We cannot decolonize by rejecting everything Western, nor progress by romanticizing everything local. We must move from either/or thinking to both/and responsibility — the kind of solidarity that sustains rather than saves.
Accountability is not confession. It is construction. The slow, collective act of building systems that outlast hashtags.
The Invitation to Keep Thinking
Filipino American influence in Philippine politics is not a question to solve, it’s a relationship to navigate. It will always be fraught, because love and power always are.
Some will call diaspora engagement interference; others, indispensable. Both are right. The truth lies somewhere between, in the tension that keeps democracy alive.
Maybe the point isn’t to decide who gets to speak, but to ask how we can keep the conversation honest. Maybe the work isn’t to draw borders between here and there, but to blur them until accountability crosses freely.
The future of Filipino democracy will not be written by who shouts the loudest, but by who listens the longest.
We are a people born of departure, but not defined by it. The question is no longer whether we belong to the Philippines, but whether we can belong responsibly.

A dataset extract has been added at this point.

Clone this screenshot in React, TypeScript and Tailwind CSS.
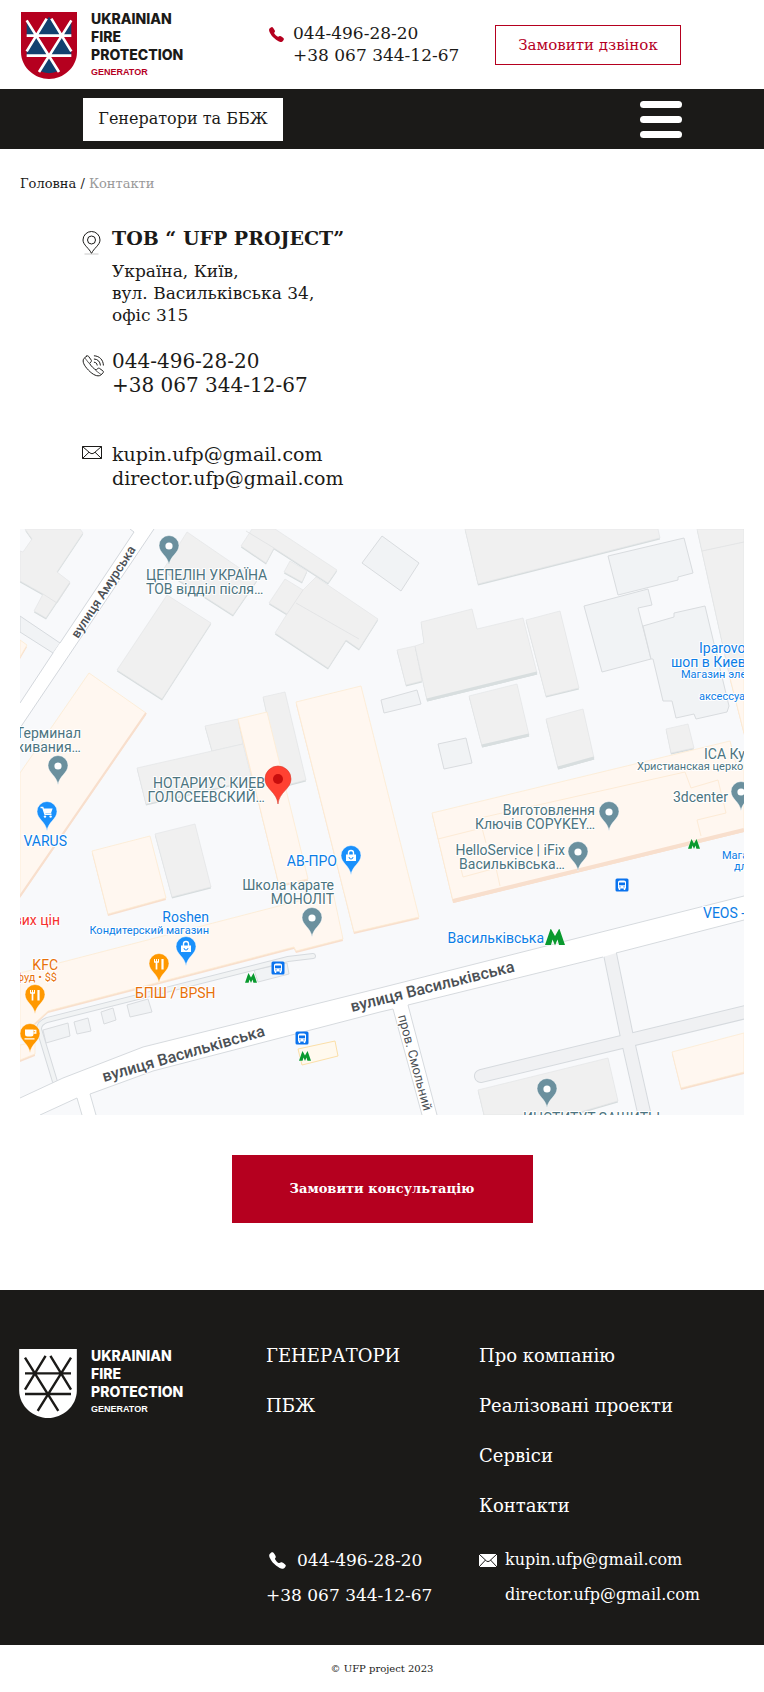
import type { ReactNode } from "react";
import { IoCall } from "react-icons/io5";

const serif = "font-['DejaVu_Serif','Liberation_Serif',serif]";

function Shield({ inverted = false }: { inverted?: boolean }) {
  const base = inverted ? "#ffffff" : "#b5001f";
  const line = inverted ? "#1b1a18" : "#ffffff";
  return (
    <svg
      viewBox="0 0 168 201"
      className={`mt-[2px] shrink-0 ${inverted ? "h-[69px] w-[58px]" : "h-[67px] w-14"}`}
      aria-hidden="true"
    >
      <path d="M0 0H168V120C168 167 126 201 84 201S0 167 0 120Z" fill={base} />
      {!inverted && (
        <g fill="#12416f">
          <path d="M17 30V70H44Z" />
          <path d="M151 30V70H124Z" />
          <path d="M84 14L46 70H122Z" />
          <path d="M44 70L17 114V130H84Z" />
          <path d="M124 70L151 114V130H84Z" />
          <path d="M84 130L56 177Q84 190 112 177Z" />
        </g>
      )}
      <path
        d="M17 71H151M17 131H151M77 20L17 118M91 20L151 118M17 25L114 180M151 25L54 180"
        stroke={line}
        strokeWidth={inverted ? 7 : 8}
        fill="none"
      />
    </svg>
  );
}

function Logo({ inverted = false }: { inverted?: boolean }) {
  return (
    <a href="#" className="flex items-start gap-[14px]">
      <Shield inverted={inverted} />
      <span
        className={`flex flex-col font-['Inter',sans-serif] text-sm leading-[18px] font-extrabold ${
          inverted ? "text-white" : "text-[#1b1a18]"
        }`}
      >
        <span>UKRAINIAN</span>
        <span>FIRE</span>
        <span>PROTECTION</span>
        <span
          className={`font-['Liberation_Sans',sans-serif] text-[9px] leading-4 font-bold ${
            inverted ? "text-white" : "text-[#b5001f]"
          }`}
        >
          GENERATOR
        </span>
      </span>
    </a>
  );
}

function PinOutline() {
  return (
    <svg viewBox="0 0 20 24" className="h-6 w-5" fill="none" stroke="#1b1a18" aria-hidden="true">
      <path d="M9.500 22.500C7.500 17.500 1 14 1 9a8.500 8.500 0 0 1 17 0c0 5-6.500 8.500-8.500 13.500Z" />
      <circle cx="9.500" cy="9" r="4" />
      <path d="M2.500 23H16.500" stroke="#c8c8c8" />
    </svg>
  );
}

function PhoneOutline() {
  return (
    <svg
      viewBox="0 0 22 22"
      className="h-[22px] w-[22px]"
      fill="none"
      stroke="#1b1a18"
      strokeLinecap="round"
      strokeLinejoin="round"
      aria-hidden="true"
    >
      <path d="M4.500 1.200 1.800 3.600C0 6.500 2 10.500 6.500 15.200s9 6.800 12.200 5l2.300-2.400c.6-.7.500-1.300-.1-1.900l-3.200-2.400c-.7-.5-1.400-.4-2 .1l-1.500 1.400c-1.500-.3-6.300-5-6.600-6.700L9 6.800c.5-.6.600-1.200.1-1.900L6.600 1.400c-.6-.8-1.400-.8-2.100-.2Z" />
      <path d="M3.200 3.400 6.800 8M13.800 15.600l4.800 3.600" strokeWidth="0.700" />
      <path d="M12.300 7.200c1.700.2 2.700 1.200 2.900 2.900M12.300 4c3.500.2 5.900 2.600 6.100 6.100M12.300 .8c5.200.2 8.900 4 9.100 9.300" />
    </svg>
  );
}

function MailOutline() {
  return (
    <svg viewBox="0 0 20 14" className="mt-1 h-[14px] w-5" fill="none" stroke="#1b1a18" aria-hidden="true">
      <path d="M.5 .5H19.500V12.500H.5Z" />
      <path d="M.5 .5 8 7Q10 8.500 12 7L19.500 .5M.5 12.500 7 6.200M19.500 12.500 13 6.200" />
    </svg>
  );
}

function MailSolid() {
  return (
    <svg viewBox="0 0 18 13" className="mt-[6px] h-[13px] w-[18px]" aria-hidden="true">
      <rect width="18" height="13" rx="1" fill="#fff" />
      <path d="M0 0 7.500 7Q9 8.200 10.500 7L18 0M0 13 6.500 6M18 13 11.500 6" fill="none" stroke="#1b1a18" />
    </svg>
  );
}

type Kind = "place" | "bag" | "cart" | "food" | "cafe";

const pinFill: Record<Kind, string> = {
  place: "#6b909e",
  bag: "#1a90fb",
  cart: "#1a90fb",
  food: "#ff9800",
  cafe: "#ff9800",
};

const glyphs: Record<Kind, ReactNode> = {
  place: <circle r="3.600" fill="#fff" />,
  bag: (
    <g>
      <path d="M-5-1.500H5V5H-5Z" fill="#fff" />
      <path d="M-2.500-1V-3a2.500 2.500 0 0 1 5 0v2" fill="none" stroke="#fff" strokeWidth="1.400" />
      <path d="M-2 1a2 2 0 0 0 4 0" fill="none" stroke="#1a90fb" />
    </g>
  ),
  cart: (
    <g>
      <path d="M-6.500-4.500h2.300L-2 2.300H4.500" fill="none" stroke="#fff" strokeWidth="1.400" />
      <path d="M-3.700-3.500H5.600L4 1.200H-2.300Z" fill="#fff" />
      <circle cx="-2" cy="4.600" r="1.200" fill="#fff" />
      <circle cx="3.600" cy="4.600" r="1.200" fill="#fff" />
    </g>
  ),
  food: (
    <g stroke="#fff" fill="none">
      <path d="M-4.500-5V-1.500M-2.500-5V-1.500M-.5-5V-1.500" strokeWidth="1" />
      <path d="M-4.500-2H-.5M-2.500-2V5.500" strokeWidth="1.700" />
      <path d="M3.500-5V5.500" strokeWidth="2.200" />
    </g>
  ),
  cafe: (
    <g>
      <path d="M-5-4.500H3.500V0a2.500 2.500 0 0 1-2.500 2.500H-2.500A2.500 2.500 0 0 1-5 0Z" fill="#fff" />
      <path d="M3.500-3.500H5.800V-1H3.500M-5.500 4.800H4.500" fill="none" stroke="#fff" strokeWidth="1.300" />
    </g>
  ),
};

const pins: [Kind, number, number][] = [
  ["place", 149, 36],
  ["place", 38, 256],
  ["cart", 27, 302],
  ["bag", 331, 346],
  ["place", 292, 408],
  ["bag", 166, 437],
  ["food", 139, 454],
  ["food", 15, 485],
  ["cafe", 10, 524],
  ["place", 589, 302],
  ["place", 558, 342],
  ["place", 721, 282],
  ["place", 527, 579],
];

const slate = "#4c7480";
const blue = "#0b7de6";
const orange = "#e8710a";

type MapLabel = { t: string; x: number; y: number; c: string; end?: boolean; small?: boolean };

const labels: MapLabel[] = [
  { t: "ЦЕПЕЛІН УКРАЇНА", x: 126, y: 51, c: slate },
  { t: "ТОВ відділ після…", x: 126, y: 65, c: slate },
  { t: "Терминал", x: 61, y: 209, c: slate, end: true },
  { t: "живания…", x: 61, y: 223, c: slate, end: true },
  { t: "НОТАРИУС КИЕВ", x: 245, y: 259, c: slate, end: true },
  { t: "ГОЛОСЕЕВСКИЙ…", x: 245, y: 273, c: slate, end: true },
  { t: "VARUS", x: 47, y: 317, c: blue, end: true },
  { t: "АВ-ПРО", x: 317, y: 337, c: blue, end: true },
  { t: "Школа карате", x: 314, y: 361, c: slate, end: true },
  { t: "МОНОЛІТ", x: 314, y: 375, c: slate, end: true },
  { t: "вих цін", x: 40, y: 396, c: "#f5302e", end: true },
  { t: "Roshen", x: 189, y: 393, c: blue, end: true },
  { t: "Кондитерский магазин", x: 189, y: 405, c: blue, end: true, small: true },
  { t: "KFC", x: 38, y: 441, c: orange, end: true },
  { t: "фуд • $$", x: 37, y: 452, c: orange, end: true, small: true },
  { t: "БПШ / BPSH", x: 115, y: 469, c: orange },
  { t: "Iparovo", x: 679, y: 124, c: blue },
  { t: "шоп в Киев", x: 651, y: 138, c: blue },
  { t: "Магазин эле", x: 661, y: 149, c: blue, small: true },
  { t: "аксессуа", x: 679, y: 171, c: blue, small: true },
  { t: "ICA Ку", x: 684, y: 230, c: slate },
  { t: "Христианская церко", x: 617, y: 241, c: slate, small: true },
  { t: "3dcenter", x: 708, y: 273, c: slate, end: true },
  { t: "Виготовлення", x: 575, y: 286, c: slate, end: true },
  { t: "Ключів COPYKEY…", x: 575, y: 300, c: slate, end: true },
  { t: "HelloService | iFix", x: 545, y: 326, c: slate, end: true },
  { t: "Васильківська…", x: 545, y: 340, c: slate, end: true },
  { t: "Мага", x: 702, y: 330, c: blue, small: true },
  { t: "дл", x: 714, y: 341, c: blue, small: true },
  { t: "VEOS -", x: 683, y: 389, c: blue },
  { t: "Васильківська", x: 524, y: 414, c: blue, end: true },
  { t: "ИНСТИТУТ ЗАЩИТЫ", x: 503, y: 594, c: slate },
];

const greyBuildings = [
  "5,0 60,0 63,4 37,43 50,53 26,89 14,82 23,65 0,52 0,22 3,23 12,10",
  "167,3 237,51 213,86 143,41",
  "147,66 191,94 142,170 97,141",
  "232,0 255,0 317,41 308,54 254,19 246,34 221,17",
  "270,32 287,42 282,53 264,43",
  "296,48 358,90 339,120 326,111 308,139 255,104 267,85 249,74 265,50 283,61",
  "185,197 218,190 223,215 192,222",
  "117,239 223,215 232,251 126,275",
  "243,168 265,163 286,251 263,257",
  "445,0 638,0 640,9 458,55",
  "377,121 395,117 402,152 386,156",
  "401,93 452,80 457,100 503,89 517,144 407,171 395,117 404,114",
  "506,91 540,82 559,159 526,167",
  "449,167 497,155 509,206 462,217",
  "526,190 563,180 574,229 538,239",
  "646,200 668,195 674,219 651,224",
  "135,305 175,295 191,358 152,368",
  "458,561 588,529 598,572 550,586 464,586",
  "677,0 724,0 724,145 710,149",
];

const outlinedBuildings = [
  "362,7 399,34 381,62 342,34",
  "361,171 397,161 401,175 364,184",
  "588,27 664,9 673,44 658,48 658,51 598,66",
  "564,77 628,60 632,76 618,79 631,130 582,143",
  "623,97 654,88 654,84 685,77 709,177 707,183 676,190 674,185 656,189 652,172 643,172 633,130 631,130",
  "418,215 446,209 452,234 424,240",
  "23,501 48,494 50,507 26,514",
  "54,493 68,489 71,502 57,505",
  "81,483 93,479 96,491 84,495",
  "107,476 128,470 132,483 110,488",
  "234,441 267,434 269,445 238,453",
];

const shops = [
  "0,111 7,116 0,128",
  "69,144 126,184 0,367 0,244",
  "218,190 247,183 288,350 259,356",
  "276,173 341,157 399,388 334,403",
  "710,149 724,145 724,204",
  "412,284 710,212 717,238 724,236 724,301 433,372",
  "72,322 130,307 146,369 88,385",
  "0,444 313,363 323,410 276,422 274,418 28,482 15,494 0,507",
  "0,516 15,513 15,525 0,531",
  "652,523 724,504 724,543 661,559",
];

function Metro({ x, y, w }: { x: number; y: number; w: number }) {
  return (
    <path
      transform={`translate(${x} ${y}) scale(${w / 20})`}
      d="M-10 8-4.500-8-4-8 0-1 4-8 4.500-8 10 8H4L2.500 2.500 0 8.500-2.500 2.500-4 8Z"
      fill="#0a9a2f"
      stroke="#fff"
      strokeWidth="1"
      paintOrder="stroke"
    />
  );
}

function Bus({ x, y }: { x: number; y: number }) {
  return (
    <g transform={`translate(${x} ${y})`}>
      <rect x="-6.500" y="-6.500" width="13" height="13" rx="1.500" fill="#0a73ee" />
      <path d="M-4-3Q-4-4.500-2-4.500H2Q4-4.500 4-3V3.500H-4Z" fill="#fff" />
      <path d="M-3-2.500H3V.3H-3Z" fill="#0a73ee" />
      <path d="M-2.500 3v2M2.500 3v2" stroke="#fff" strokeWidth="1.500" />
      <path d="M-2.600 1.900h1.200M1.400 1.900h1.200" stroke="#0a73ee" />
    </g>
  );
}

function CityMap() {
  return (
    <svg
      viewBox="0 0 724 586"
      role="img"
      aria-label="Васильківська 34"
      className="block h-auto w-full overflow-hidden bg-[#f8f9fb] font-['Roboto',sans-serif]"
    >
      <path d="M0 87 40 114 33 124 0 103Z" fill="#f1f3f5" stroke="#d6dade" />
      <path d="M110 0 114 3 0 174V199L134 0Z" fill="#fff" />
      <path d="M110 0 114 3 40 114M33 124 0 174M134 0 0 199" fill="none" stroke="#d3d7dc" />

      {greyBuildings.map((p) => (
        <g key={p}>
          <polygon points={p} transform="translate(0 1.500)" fill="#d6dcdd" />
          <polygon points={p} fill="#f0f0f0" stroke="#e4e5e6" strokeWidth="0.700" />
        </g>
      ))}
      <path d="M538 239 574 229M407 171 517 144M462 217 509 206" stroke="#d8dedf" strokeWidth="3" />
      <path
        d="M23 65 37 74 50 54M283 61 267 85M276 74 339 110M682 22 724 13M226 2 254 19"
        fill="none"
        stroke="#dfe1e2"
        strokeWidth="0.800"
      />
      {outlinedBuildings.map((p) => (
        <polygon key={p} points={p} fill="#f1f3f5" stroke="#d9dcdf" />
      ))}
      {shops.map((p) => (
        <g key={p}>
          <polygon points={p} transform="translate(0 2)" fill="#f8dfcd" />
          <polygon points={p} fill="#fff7f0" stroke="#fdebd2" strokeWidth="0.800" />
        </g>
      ))}
      <path d="M433 372 724 301" stroke="#f8dfcd" strokeWidth="4" />
      <path d="M126 184 0 367" stroke="#f8dfcd" strokeWidth="2" />
      <path
        d="M460 289 665 243 671 259 698 251 706 284 677 291 681 307M418 310 462 299 466 314M443 348 476 339 480 357M443 348 440 336"
        fill="none"
        stroke="#fdebd6"
      />

      <path d="M36 556 19 500Q19 494 27 491L268 430 293 427" fill="none" stroke="#d6dade" strokeWidth="6" strokeLinecap="round" />
      <path d="M36 556 19 500Q19 494 27 491L268 430 293 427" fill="none" stroke="#f1f3f4" strokeWidth="4" strokeLinecap="round" />

      <g fill="none" stroke="#d6dade">
        <path d="M461 547 730 482" strokeWidth="14" strokeLinecap="round" />
        <path d="M589 420 607 508 626 592" strokeWidth="14" />
      </g>
      <g fill="none" stroke="#f0f1f3">
        <path d="M461 547 730 482" strokeWidth="12" strokeLinecap="round" />
        <path d="M589 420 607 508 626 592" strokeWidth="12" />
      </g>

      <path
        d="M0 569 43 549 123 518 360 459 724 367V391L596 424 583 428 388 476 417 586H402L373 480 360 483 133 542 70 565 76 586H62L57 569 20 586H0Z"
        fill="#fff"
      />
      <path
        d="M0 569 43 549 123 518 360 459 724 367M724 391 596 424M583 428 388 476 417 586M402 586 373 480 360 483 133 542 70 565 76 586M62 586 57 569 20 586"
        fill="none"
        stroke="#d6dade"
      />
      <polygon points="278,520 315,512 318,527 282,536" fill="#fff9ee" stroke="#fbdfa8" />

      <g fill="#4b5055" fontWeight="500" stroke="#fff" strokeWidth="2" paintOrder="stroke" strokeLinejoin="round">
        <text transform="translate(58 110) rotate(-57)" fontSize="13">вулиця Амурська</text>
        <text transform="translate(84 553) rotate(-16)" fontSize="16">вулиця Васильківська</text>
        <text transform="translate(332 483) rotate(-14)" fontSize="16">вулиця Васильківська</text>
        <text transform="translate(378 487) rotate(75)" fontSize="13" fontWeight="400">пров. Смольний</text>
      </g>

      {labels.map((l) => (
        <text
          key={l.t + l.y}
          x={l.x}
          y={l.y}
          fill={l.c}
          fontSize={l.small ? 11 : 14}
          textAnchor={l.end ? "end" : "start"}
          stroke="#fff"
          strokeWidth="2"
          strokeLinejoin="round"
          paintOrder="stroke"
        >
          {l.t}
        </text>
      ))}

      <Bus x={258} y={439} />
      <Bus x={282} y={509} />
      <Bus x={602} y={356} />
      <Metro x={535} y={408} w={20} />
      <Metro x={231} y={449} w={12} />
      <Metro x={285} y={527} w={12} />
      <Metro x={674} y={315} w={12} />

      {pins.map(([kind, x, y]) => (
        <g key={`${x}-${y}`} transform={`translate(${x} ${y - 19})`}>
          <path d="M0 19C-1 10-10 7-10-.5a10 10 0 0 1 20 0C10 7 1 10 0 19Z" fill={pinFill[kind]} stroke="#fff" strokeWidth="0.500" />
          {glyphs[kind]}
        </g>
      ))}
      <g transform="translate(258 250)">
        <path d="M0 25C-1 13-13 10-13 0a13 13 0 0 1 26 0C13 10 1 13 0 25Z" fill="#ff4132" stroke="#d93a2b" strokeWidth="0.600" />
        <circle r="5" fill="#c80d0d" />
      </g>
    </svg>
  );
}

export default function App() {
  return (
    <div className={`min-h-screen bg-white text-[#1b1a18] ${serif}`}>
      <header>
        <div className="flex h-[89px] items-start pl-[21px]">
          <div className="w-[247px] pt-[10px]">
            <Logo />
          </div>
          <div className="flex w-[227px] gap-2 pt-[22px]">
            <IoCall className="mt-1 h-[17px] w-[17px] text-[#b5001f]" aria-hidden="true" />
            <div className="flex flex-col text-[17px] leading-[22px] whitespace-nowrap">
              <a href="tel:0444962820">044-496-28-20</a>
              <a href="tel:+380673441267">+38 067 344-12-67</a>
            </div>
          </div>
          <button type="button" className="mt-[25px] h-10 w-[186px] border border-[#b5001f] text-[15px] whitespace-nowrap text-[#b5001f]">
            Замовити дзвінок
          </button>
        </div>
        <nav className="flex h-[60px] items-center justify-between bg-[#1b1a18] pr-[82px] pl-[83px]">
          <button type="button" className="h-[43px] w-[200px] bg-white text-base whitespace-nowrap">
            Генератори та ББЖ
          </button>
          <button type="button" aria-label="Меню" className="flex w-[42px] flex-col gap-2">
            <span className="h-[7px] rounded-full bg-white" />
            <span className="h-[7px] rounded-full bg-white" />
            <span className="h-[7px] rounded-full bg-white" />
          </button>
        </nav>
      </header>

      <main>
        <nav aria-label="Навігація" className="px-5 pt-[26px] text-[13px] leading-[18px]">
          <a href="#">Головна</a> / <span className="text-[#999]">Контакти</span>
        </nav>

        <address className="pt-[33px] pl-[82px] not-italic">
          <div className="flex gap-[10px]">
            <div className="w-5 pt-[5px]">
              <PinOutline />
            </div>
            <div>
              <h1 className="text-[19px] leading-6 font-bold">ТОВ “ UFP PROJECT”</h1>
              <p className="mt-[10px] text-[17px] leading-[22px]">
                Україна, Київ,
                <br />
                вул. Васильківська 34,
                <br />
                офіс 315
              </p>
            </div>
          </div>
          <div className="mt-[23px] flex gap-2">
            <div className="w-[22px] pt-[6px]">
              <PhoneOutline />
            </div>
            <div className="flex flex-col text-xl leading-6">
              <a href="tel:0444962820">044-496-28-20</a>
              <a href="tel:+380673441267">+38 067 344-12-67</a>
            </div>
          </div>
          <div className="mt-[45px] flex gap-[10px]">
            <MailOutline />
            <div className="flex flex-col text-[19px] leading-6">
              <a href="mailto:kupin.ufp@gmail.com">kupin.ufp@gmail.com</a>
              <a href="mailto:director.ufp@gmail.com">director.ufp@gmail.com</a>
            </div>
          </div>
        </address>

        <div className="mt-[39px] px-5">
          <CityMap />
        </div>

        <div className="flex justify-center pt-10 pb-[67px]">
          <button type="button" className="h-[68px] w-[301px] bg-[#b5001f] text-[13px] font-bold text-white">
            Замовити консультацію
          </button>
        </div>
      </main>

      <footer>
        <div className="bg-[#1b1a18] pt-[54px] pb-[38px] pl-[19px] text-white">
          <div className="flex items-start">
            <div className="w-[247px] pt-[3px]">
              <Logo inverted />
            </div>
            <nav aria-label="Каталог" className="flex w-[213px] flex-col gap-[26px] text-lg leading-6">
              <a href="#">ГЕНЕРАТОРИ</a>
              <a href="#">ПБЖ</a>
            </nav>
            <nav aria-label="Компанія" className="flex flex-col gap-[26px] text-lg leading-6">
              <a href="#">Про компанію</a>
              <a href="#">Реалізовані проекти</a>
              <a href="#">Сервіси</a>
              <a href="#">Контакти</a>
            </nav>
          </div>
          <div className="mt-[30px] flex pl-[247px]">
            <div className="flex w-[213px] flex-col gap-[11px] text-[17px] leading-6">
              <a href="tel:0444962820" className="flex items-center gap-[10px]">
                <IoCall className="ml-[2px] h-[19px] w-[19px]" aria-hidden="true" />
                044-496-28-20
              </a>
              <a href="tel:+380673441267">+38 067 344-12-67</a>
            </div>
            <div className="flex gap-2">
              <MailSolid />
              <div className="flex flex-col gap-[11px] text-base leading-6">
                <a href="mailto:kupin.ufp@gmail.com">kupin.ufp@gmail.com</a>
                <a href="mailto:director.ufp@gmail.com">director.ufp@gmail.com</a>
              </div>
            </div>
          </div>
        </div>
        <p className="pt-4 pb-[15px] text-center text-[10px] leading-4">© UFP project 2023</p>
      </footer>
    </div>
  );
}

Because influence, like love, is not measured by proximity, but by what it protects.
Maybe our task now is to keep asking, again and again: not “Should we care?” but “How do we care better?”
In that asking — in that refusal to look away — the work continues.
We may never return, but we can always remember. And remembering, too, is an act of nation-building.
This is not a verdict, but rather, it’s an invitation. To Filipino Americans, it asks: How do we use our privilege without becoming what we escaped? To Filipinos in the homeland, it asks: How do we welcome global kin without surrendering sovereignty?
The answers will differ. The questions must remain. Because between distance and devotion lies the future of a nation still learning how to live with its own leaving.